I think the answer gives the right total (13 cycles) but put the stall in the wrong instruction.
I5 doesn't need to stall; I4 (ADD R5, R1, R2
) produces R5 in time to forward it to the next instruction's EX for address calculation (LOAD R1, 0(R5)
). (Your 5-stage classic RISC pipeline has bypass forwarding).
But I6 reads the result of a load instruction, and loads produce their result a cycle later than the ALU in EX. So like I3, I6 needs to stall, not I5.
(I7 depends on I6, but I6 is an ALU instruction so it can forward without stalling.)
They stalls in the D stage because the ID stage can't fetch registers that the I2 / I5 load hasn't produced yet.
Separately from that, your diagram shows I4 (and what should be I7) not even being fetched when the previous instruction stalls.

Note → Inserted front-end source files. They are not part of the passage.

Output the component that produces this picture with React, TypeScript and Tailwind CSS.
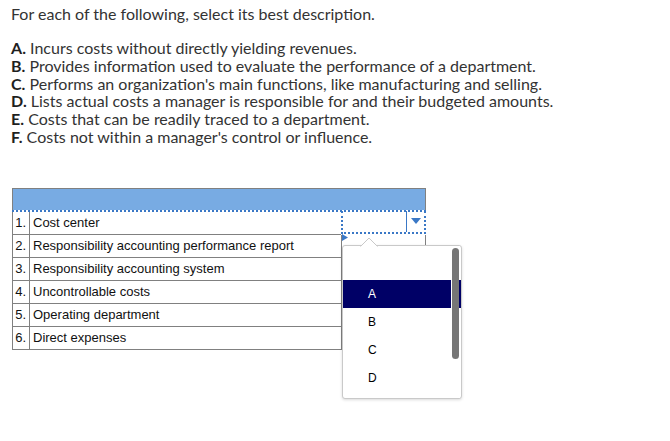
const statements = [
  { key: "A", text: "Incurs costs without directly yielding revenues." },
  { key: "B", text: "Provides information used to evaluate the performance of a department." },
  { key: "C", text: "Performs an organization's main functions, like manufacturing and selling." },
  { key: "D", text: "Lists actual costs a manager is responsible for and their budgeted amounts." },
  { key: "E", text: "Costs that can be readily traced to a department." },
  { key: "F", text: "Costs not within a manager's control or influence." },
];

const terms = [
  "Cost center",
  "Responsibility accounting performance report",
  "Responsibility accounting system",
  "Uncontrollable costs",
  "Operating department",
  "Direct expenses",
];

const options = ["", "A", "B", "C", "D"];

function TermCells({ n, label }: { n: number; label: string }) {
  return (
    <>
      <div className="flex w-[17px] items-center justify-end border-r border-[#808080] pr-[3px]">
        {n}.
      </div>
      <div className="flex flex-1 items-center truncate pl-[3px]">{label}</div>
    </>
  );
}

export default function App() {
  return (
    <div className="relative h-[441px] w-[670px] overflow-hidden bg-white font-['Lato',sans-serif] text-[#333]">
      {/* Prompt */}
      <div className="pl-[11px] pt-[5px] text-[16px]">
        <p className="leading-[18px]">For each of the following, select its best description.</p>
        <div className="mt-[16px] leading-[17.8px]">
          {statements.map((s) => (
            <div key={s.key}>
              <span className="font-bold text-[#1f1f1f]">{s.key}.</span> {s.text}
            </div>
          ))}
        </div>
      </div>

      {/* Matching table */}
      <div className="relative ml-[12px] mt-[42px] w-[414px] font-['Liberation_Sans',Arial,sans-serif] text-[13px] text-[#111]">
        <div className="h-[22px] border-x border-t border-[#808080] bg-[#78abe3]" />
        <div className="border-t-2 border-dotted border-[#3a78c6]" />

        {terms.map((t, i) => (
          <div key={t} className="flex h-[23px]">
            {i === 0 ? (
              <>
                <div className="flex w-[329px] border-b border-l border-[#808080]">
                  <TermCells n={i + 1} label={t} />
                </div>
                <div className="flex w-[85px] -translate-y-[1px] border-x-2 border-b-2 border-dotted border-[#3a78c6]">
                  <div className="flex-1" />
                  <div className="flex w-[18px] items-center justify-center border-l border-[#3a78c6]">
                    <svg width="10" height="6" viewBox="0 0 10 6">
                      <path d="M0 0 H10 L5 6 Z" fill="#3a78c6" />
                    </svg>
                  </div>
                </div>
              </>
            ) : (
              <>
                <div className="flex w-[330px] border-x border-b border-[#808080]">
                  <TermCells n={i + 1} label={t} />
                </div>
                <div className="w-[84px] border-r border-b border-[#808080]" />
              </>
            )}
          </div>
        ))}

        {/* focus marker for row 2 */}
        <svg className="absolute left-[330px] top-[46px]" width="6" height="7" viewBox="0 0 6 7">
          <path d="M0 0 L6 3.5 L0 7 Z" fill="#3a78c6" />
        </svg>

        {/* Dropdown caret */}
        <svg className="absolute left-[348px] top-[49px] z-20" width="18" height="10" viewBox="0 0 18 10">
          <path d="M0.5 9.5 L9 1 L17.5 9.5" fill="white" stroke="#c9c9c9" />
          <path d="M1.5 10 L9 2.5 L16.5 10 Z" fill="white" />
        </svg>

        {/* Dropdown list */}
        <div className="absolute left-[330px] top-[57px] z-10 h-[154px] w-[120px] rounded-[3px] border border-[#c9c9c9] bg-white pt-[6px] shadow-[0_1px_3px_rgba(0,0,0,0.15)]">
          {options.map((o) => (
            <div
              key={o || "blank"}
              className={`flex h-[28px] items-center pl-[25px] font-['Liberation_Sans',Arial,sans-serif] text-[12px] ${
                o === "A" ? "bg-[#000066] text-white" : "text-black"
              }`}
            >
              {o}
            </div>
          ))}
          <div className="absolute bottom-0 right-[1px] top-0 w-[9px] bg-white">
            <div className="absolute left-[1px] top-[2px] h-[111px] w-[7px] rounded-full bg-[#767676]" />
          </div>
          <div className="absolute right-0 top-[34px] h-[28px] w-[2px] bg-[#000066]" />
        </div>
      </div>
    </div>
  );
}
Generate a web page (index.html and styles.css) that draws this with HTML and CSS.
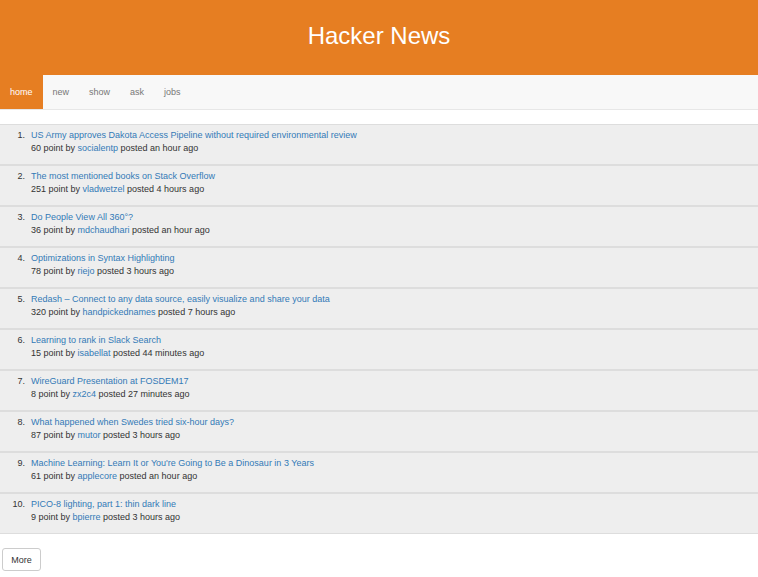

That doesn't make sense to me. At the start of that cycle, the pipeline doesn't even know that it needs to stall because it hasn't yet decoded I3 (and I6) and detected that it reads a not-ready register so an interlock is needed.
Fetch doesn't wait until after decoding the previous instruction to see if it stalled or not; that would defeat the entire purpose of pipelining. It should look like
I3 IF D D EX MEM WB
I4 IF IF D EX MEM WB
BTW, load latency is the reason that classic MIPS has a load-delay slot (unpredictable behaviour if you try to use a register in the next instruction after loading into it). Later MIPS added interlocks to stall if you do that, instead of making it an error, so you can keep static code-size smaller (no NOP filler) in cases where you can't find any other instruction to put in that slot. (And some even later MIPS did out-of-order exec which can hide latency.)